February 5, 2013 in Uncategorized

WASHINGTON, D.C. – Sen. Rand Paul has introduced the bipartisan Federal Reserve Transparency Act of 2013. Known widely as ‘Audit the Fed,’ the bill calls to eliminate restrictions on Government Accountability Office (GAO) audits of the Federal Reserve and mandating the Fed’s credit facilities, securities purchases, and quantitative easing activities would be subject to Congressional oversight.

‘The Fed’s operations under a cloak of secrecy have gone on too long and the American people have a right to know what the Federal Reserve is doing with our nation’s money supply,’ Sen. Paul said. ‘Audit the Fed has significant bipartisan support in Congress and across the country and the time to act on this is now.’

During the 112th Congress, Audit the Fed legislation (H.R. 459) passed the House of Representatives handily, 327-98.
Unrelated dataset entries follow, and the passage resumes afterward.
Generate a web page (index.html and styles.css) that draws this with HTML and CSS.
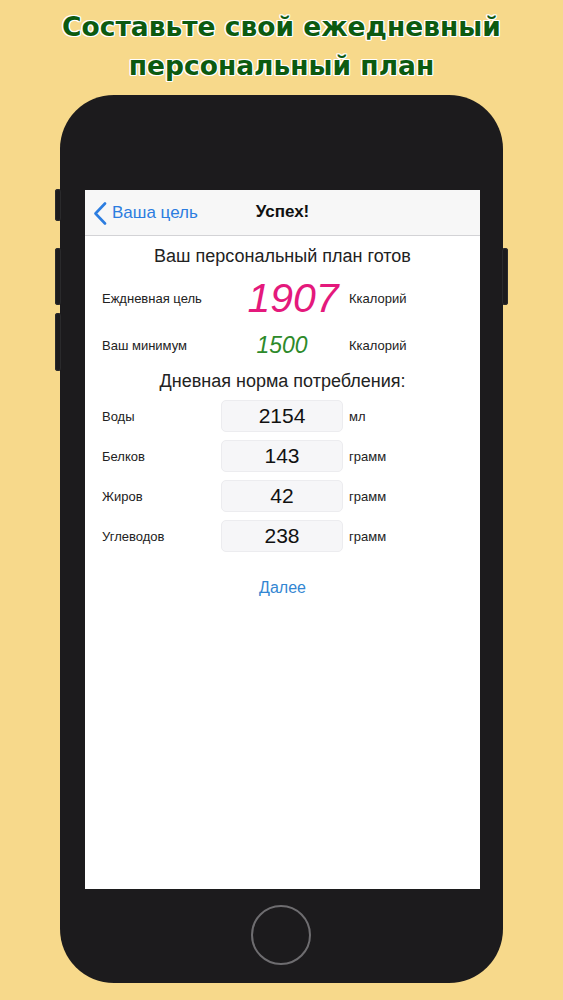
FILE: index.html
```html
<!DOCTYPE html>
<html lang="ru">
<head>
<meta charset="utf-8">
<link rel="stylesheet" href="styles.css">
</head>
<body>
<h1 class="title">Составьте свой ежедневный<br>персональный план</h1>
<div class="phone">
  <span class="btn btn-l1"></span>
  <span class="btn btn-l2"></span>
  <span class="btn btn-l3"></span>
  <span class="btn btn-r1"></span>
  <div class="screen">
    <div class="nav">
      <div class="back">
        <svg class="chev" width="14" height="23" viewBox="0 0 14 23"><path d="M12 1.5 L2.5 11.5 L12 21.5" fill="none" stroke="#2c7de0" stroke-width="2.6" stroke-linecap="round" stroke-linejoin="round"/></svg>
        <span>Ваша цель</span>
      </div>
      <div class="nav-title">Успех!</div>
    </div>
    <div class="content">
      <div class="heading">Ваш персональный план готов</div>
      <div class="row row-big">
        <span class="label">Еждневная цель</span>
        <span class="big pink">1907</span>
        <span class="unit">Ккалорий</span>
      </div>
      <div class="row row-min">
        <span class="label">Ваш минимум</span>
        <span class="mid green">1500</span>
        <span class="unit">Ккалорий</span>
      </div>
      <div class="heading heading2">Дневная норма потребления:</div>
      <div class="boxes">
        <div class="row">
          <span class="label">Воды</span>
          <span class="box">2154</span>
          <span class="unit">мл</span>
        </div>
        <div class="row">
          <span class="label">Белков</span>
          <span class="box">143</span>
          <span class="unit">грамм</span>
        </div>
        <div class="row">
          <span class="label">Жиров</span>
          <span class="box">42</span>
          <span class="unit">грамм</span>
        </div>
        <div class="row">
          <span class="label">Углеводов</span>
          <span class="box">238</span>
          <span class="unit">грамм</span>
        </div>
      </div>
      <div class="next">Далее</div>
    </div>
  </div>
  <div class="home-area"><div class="home"></div></div>
</div>
</body>
</html>
```
FILE: styles.css
```css
html, body {
  margin: 0;
  padding: 0;
}
body {
  background: #f7d98b;
  font-family: "Liberation Sans", Arial, sans-serif;
  width: 563px;
  height: 1000px;
  overflow: hidden;
}
.title {
  margin: 0;
  padding-top: 7px;
  text-align: center;
  font-family: "DejaVu Sans", Verdana, sans-serif;
  font-weight: bold;
  font-size: 26.5px;
  line-height: 39px;
  color: #0c5a10;
  text-shadow:
    -1px -1px 0 #fff, 1px -1px 0 #fff, -1px 1px 0 #fff, 1px 1px 0 #fff,
    0 -1.3px 0 #fff, 0 1.3px 0 #fff, -1.3px 0 0 #fff, 1.3px 0 0 #fff;
  height: 80px;
  box-sizing: border-box;
}
.phone {
  position: relative;
  margin-top: 15px;
  margin-left: 60px;
  width: 443px;
  height: 888px;
  background: #1c1b1d;
  border-radius: 54px;
  padding: 95px 24px 0 25px;
  box-sizing: border-box;
  display: flex;
  flex-direction: column;
}
.btn {
  position: absolute;
  width: 6px;
  background: #1c1b1d;
  border-radius: 3px;
  box-shadow: inset 0 0 0 1px #2a2a2c;
}
.btn-l1 { left: -5px; top: 94px; height: 32px; }
.btn-l2 { left: -5px; top: 153px; height: 57px; }
.btn-l3 { left: -5px; top: 218px; height: 58px; }
.btn-r1 { right: -5px; top: 153px; height: 57px; }
.screen {
  width: 395px;
  height: 699px;
  background: #fff;
  display: flex;
  flex-direction: column;
}
.nav {
  height: 45px;
  border-bottom: 1px solid #d3d3d6;
  background: #f7f7f7;
  position: relative;
  display: flex;
  align-items: center;
  justify-content: center;
}
.back {
  position: absolute;
  left: 8px;
  top: 0;
  height: 45px;
  display: flex;
  align-items: center;
  gap: 5px;
  color: #2c7de0;
  font-size: 17px;
}
.chev { display: block; margin-top: 1px; }
.nav-title {
  font-weight: bold;
  font-size: 17px;
  color: #111;
  margin-top: -2px;
}
.content {
  display: flex;
  flex-direction: column;
  padding: 9px 0 0 17px;
}
.heading {
  text-align: center;
  font-size: 18px;
  line-height: 22px;
  color: #222;
  margin-left: -17px;
}
.row {
  display: grid;
  grid-template-columns: 119px 122px 1fr;
  align-items: center;
  color: #222;
}
.label {
  font-size: 13px;
}
.unit {
  font-size: 13px;
  padding-left: 6px;
}
.row-big {
  height: 44px;
  margin-top: 9px;
}
.big {
  font-size: 41px;
  font-style: italic;
  text-align: center;
  line-height: 44px;
  padding-left: 22px;
}
.pink { color: #e4197c; }
.row-min {
  height: 28px;
  margin-top: 11px;
}
.mid {
  font-size: 23px;
  font-style: italic;
  text-align: center;
  line-height: 28px;
}
.green { color: #2d8a2a; }
.heading2 {
  margin-top: 11px;
}
.boxes {
  display: flex;
  flex-direction: column;
  gap: 8px;
  margin-top: 8px;
}
.boxes .row { height: 32px; }
.box {
  height: 32px;
  box-sizing: border-box;
  background: #f6f6f8;
  border: 1px solid #ececef;
  border-radius: 5px;
  text-align: center;
  font-size: 21px;
  line-height: 30px;
  color: #111;
}
.next {
  margin-top: 26px;
  margin-left: -17px;
  text-align: center;
  font-size: 16px;
  line-height: 20px;
  color: #3386d2;
}
.home-area {
  flex: 1;
  display: flex;
  align-items: center;
  justify-content: center;
  padding-bottom: 2px;
}
.home {
  width: 56px;
  height: 56px;
  border-radius: 50%;
  border: 2px solid #6e6d70;
  margin-left: -3px;
}
```
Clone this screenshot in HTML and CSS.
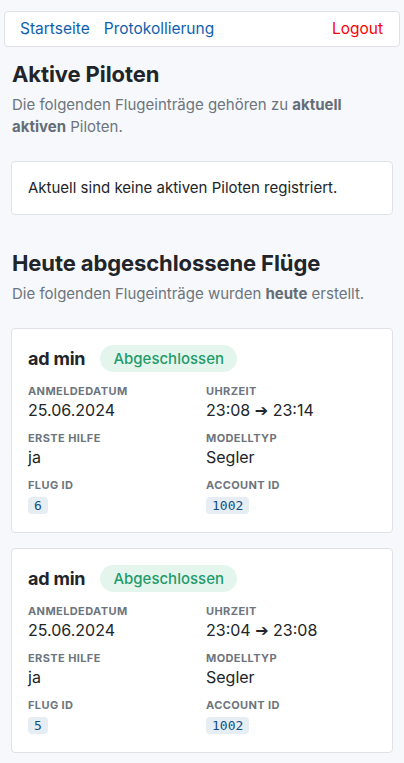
FILE: index.html
```html
<!DOCTYPE html>
<html lang="de">
<head>
<meta charset="utf-8">
<title>Aktive Piloten</title>
<link rel="stylesheet" href="styles.css">
</head>
<body>
<nav class="nav">
  <div class="nav-links">
    <a class="nav-link" href="#">Startseite</a>
    <a class="nav-link" href="#">Protokollierung</a>
  </div>
  <a class="nav-logout" href="#">Logout</a>
</nav>
<main class="main">
  <section class="section">
    <h1 class="title">Aktive Piloten</h1>
    <p class="lead">Die folgenden Flugeinträge gehören zu <b>aktuell aktiven</b> Piloten.</p>
    <div class="box">Aktuell sind keine aktiven Piloten registriert.</div>
  </section>
  <section class="section">
    <h2 class="title">Heute abgeschlossene Flüge</h2>
    <p class="lead">Die folgenden Flugeinträge wurden <b>heute</b> erstellt.</p>
    <div class="cards">
      <article class="card">
        <div class="card-head">
          <span class="name">ad min</span>
          <span class="badge">Abgeschlossen</span>
        </div>
        <dl class="grid">
          <div class="field"><dt>Anmeldedatum</dt><dd>25.06.2024</dd></div>
          <div class="field"><dt>Uhrzeit</dt><dd>23:08 ➔ 23:14</dd></div>
          <div class="field"><dt>Erste Hilfe</dt><dd>ja</dd></div>
          <div class="field"><dt>Modelltyp</dt><dd>Segler</dd></div>
          <div class="field"><dt>Flug ID</dt><dd><code class="code">6</code></dd></div>
          <div class="field"><dt>Account ID</dt><dd><code class="code">1002</code></dd></div>
        </dl>
      </article>
      <article class="card">
        <div class="card-head">
          <span class="name">ad min</span>
          <span class="badge">Abgeschlossen</span>
        </div>
        <dl class="grid">
          <div class="field"><dt>Anmeldedatum</dt><dd>25.06.2024</dd></div>
          <div class="field"><dt>Uhrzeit</dt><dd>23:04 ➔ 23:08</dd></div>
          <div class="field"><dt>Erste Hilfe</dt><dd>ja</dd></div>
          <div class="field"><dt>Modelltyp</dt><dd>Segler</dd></div>
          <div class="field"><dt>Flug ID</dt><dd><code class="code">5</code></dd></div>
          <div class="field"><dt>Account ID</dt><dd><code class="code">1002</code></dd></div>
        </dl>
      </article>
    </div>
  </section>
</main>
</body>
</html>
```

FILE: styles.css
```css
* { box-sizing: border-box; }
html, body { margin: 0; }
body {
  background: #f7f8fb;
  font-family: Inter, "Noto Sans", "DejaVu Sans", sans-serif;
  color: #212529;
  padding: 11px 4px 20px;
}
.nav {
  display: flex;
  justify-content: space-between;
  align-items: center;
  background: #fff;
  border: 1px solid #dfe1e6;
  border-radius: 4px;
  height: 36px;
  padding: 0 16px 0 15px;
  font-size: 15.5px;
  line-height: 20px;
}
.nav-links { display: flex; gap: 14px; }
.nav-link { color: #0f5fae; text-decoration: none; }
.nav-logout { color: #ff0000; text-decoration: none; }
.main { padding: 0 7px; }
.section { display: flex; flex-direction: column; }
.section + .section { margin-top: 35px; }
.title {
  font-size: 22px;
  line-height: 26px;
  font-weight: 700;
  margin: 14px 0 7px 1px;
  letter-spacing: -0.1px;
}
.section + .section .title { margin-top: 0; }
.lead {
  margin: 0 0 23px 1px;
  font-size: 15px;
  line-height: 22px;
  color: #6c757d;
}
.lead b { font-weight: 700; color: #646d76; }
.box {
  background: #fff;
  border: 1px solid #dee2e6;
  border-radius: 4px;
  padding: 16px 16px;
  font-size: 15px;
  line-height: 20px;
}
.cards { display: flex; flex-direction: column; gap: 15px; }
.card {
  background: #fff;
  border: 1px solid #dee2e6;
  border-radius: 4px;
  padding: 16px 16px 14px;
}
.card-head { display: flex; align-items: center; gap: 15px; height: 27px; }
.name { font-size: 18px; font-weight: 700; letter-spacing: -0.2px; }
.badge {
  background: #e4f5ee;
  color: #1f9b69;
  font-size: 15px;
  font-weight: 500;
  line-height: 27px;
  height: 27px;
  padding: 0 13px;
  border-radius: 14px;
}
.grid {
  display: grid;
  grid-template-columns: 1fr 1fr;
  column-gap: 8px;
  row-gap: 9px;
  margin: 12px 0 0;
}
.field dt {
  font-size: 11px;
  line-height: 14px;
  font-weight: 700;
  text-transform: uppercase;
  letter-spacing: 0.4px;
  color: #6c757d;
}
.field dd {
  margin: 0;
  font-size: 16px;
  line-height: 24px;
}
.code {
  font-family: "DejaVu Sans Mono", "Liberation Mono", monospace;
  font-size: 13px;
  color: #134f86;
  background: #e6eef4;
  border-radius: 4px;
  padding: 1px 6px;
}
```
Sen. Paul’s version, S. 209, currently has 19 bipartisan co-sponsors in the Senate and companion legislation was introduced earlier this year in the House of Representatives and currently has over 100 co-sponsors.

Below is text of Sen. Paul’s legislation:
S.209
A BILL to require a full audit of the Board of Governors of the Federal Reserve System and the Federal Reserve banks by the Comptroller General of the United States, and for other purposes.
Be it enacted by the Senate and House of Representatives of the United States of America in Congress assembled,
SECTION 1. SHORT TITLE.
This Act may be cited as the ”Federal Reserve Transparency Act of 2013”.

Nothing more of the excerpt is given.